The very quaint Falbesoner Ochsenalm nestles in a cirque in the Upper…
Alpine Pasture Stories: Falbesoner Ochsenalm in Stubaital Valley
It is just a one-and-a-half-hour walk to the Falbesoner Ochsenalm, a charming alpine hut welcoming hungry hikers with a mouth-watering array of local foods from homemade bread and butter to cheese, dried bacon, “Striezel” (a plaited yeast dough bun), butter milk and elderflower cordial.
Maridl Schmid, who runs the Falbesoner Ochsenalm, is quite an institution. Since taking over the hut from her mother she has been hard at work day in day out – supported by her children and grandchildren – welcoming guests, making cheese and cooking up a storm in the kitchen. During the summer season she cooks every day, swapping out her traditional Dirndl dress for a more practical pinafore and apron.
Maridl Schmid has taken over Falbesoner Ochsenalm from her mother. She is the soul of the Alpine Pasture Hut.
From own production: Falbesoner Ochsenalm is one of the few remaining Alpine pasture huts where milk, butter and grey cheese are still produced locally.
Everything is good up here, but people come in particular for the bread, the butter and the "grey cheese". Sounds disgusting, but this tangy rennet-free cows-milk acid-curd cheese is actually a real delicacy.
Popular place for foodies in the Stubai Valley
We enjoy an excellent "Jause", a traditional snack with bread, butter, cheese, dried bacon and lots more, all served in front of a stunning panorama overlooking a waterfall. At the table next to us someone is tucking into a "Kaiserschmarren", a dish of thick, chopped pancakes served with apple sauce and dusted with icing sugar. On the pastures outside graze 13 dairy cows that spend their summers in the mountains together with their young. There are also goats and sheep, which are not needed for milking and therefore given more leeway to wander and explore.
It’s a family affair – with cleaning the mushrooms and with everything else.
The manifold gifts of nature
The hut of Falbesoner Ochsenalm is a popular place for hikers to a stop en route to the Neue Regensburger Hut. It is also a member of the "Stubaier Genussbetriebe", a collection of huts and restaurants in the valley dedicated to culinary excellence. These restaurants strive not only to welcome guests with warm hospitality; they also source all products locally. Maridl and her family wholeheartedly embrace this sustainable approach and take pleasure in serving guests the best produce the region has to offer, including many things made right here at the hut.
Falbesoner Ochsenalm is a member of Stubai Inns and Restaurants of Culinary Excellence, which offer locally sourced farm-to-table menus. ©
“Although it’s often hard work, Mother Nature gives back in many ways. There are manifold gifts growing up here. All you have to do is look around you at the alpine pastures,” says Maridl. “Many healing herbs grow on the mountain slopes and we find mushrooms in the forest, which make a superb goulash.”

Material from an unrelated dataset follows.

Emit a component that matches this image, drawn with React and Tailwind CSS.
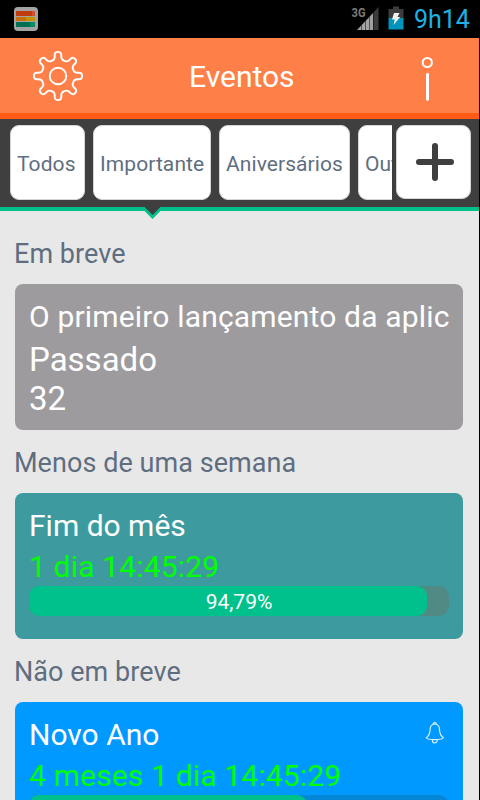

Apart from amazing foods, Mother Nature grows wonderful, beneficial ingredients for healing elixirs and ointments. As a mother of six, Maridl had to be economical and her herbal knowledge proved to be helpful in many an occasion. She no longer hunts herself, as she once did, but she still finds time to gather the herbs and plants that go into her creams.
Most of the herbs and plants she uses for her liquid extracts and ointments grow on the alpine pastures. Fields of St. John’s Wort grow at the base of rock faces. The yellow flower has been used for hundreds of years in folk medicine. Maridl makes her own St. John’s Wort Oil that is good for scars, while her wild thyme, arnica and masterwort tinctures soothe sore muscles and growing pains.
The hut – a matter of the heart
The Falbesoner Ochsenalm is owned by a collective of local farmers that once included Maridl’s parents. When her mother died, Maridl spent the summers at the Falbesoner Ochsenalm together with her father. For her, this place in the mountains has always been much more than "just" a hut.
Photo Credits: Jörg Koopmann
In 2005, Maridl decided to take over the Falbesoner Ochsenalm herself together with her uncle. Her children used to help her during the summer school holidays, while Maridl’s husband preferred to stay down in the valley. Today, Maridl sees her work as her legacy: "My parents introduced me to life at the hut and opened the door to something that has given me much pleasure throughout my life."
Regular visitors to Falbesoner Ochsenalm hope that Maridl will continue to run the hut for years to come and spend many more summers up here. After all, it's a matter of the heart.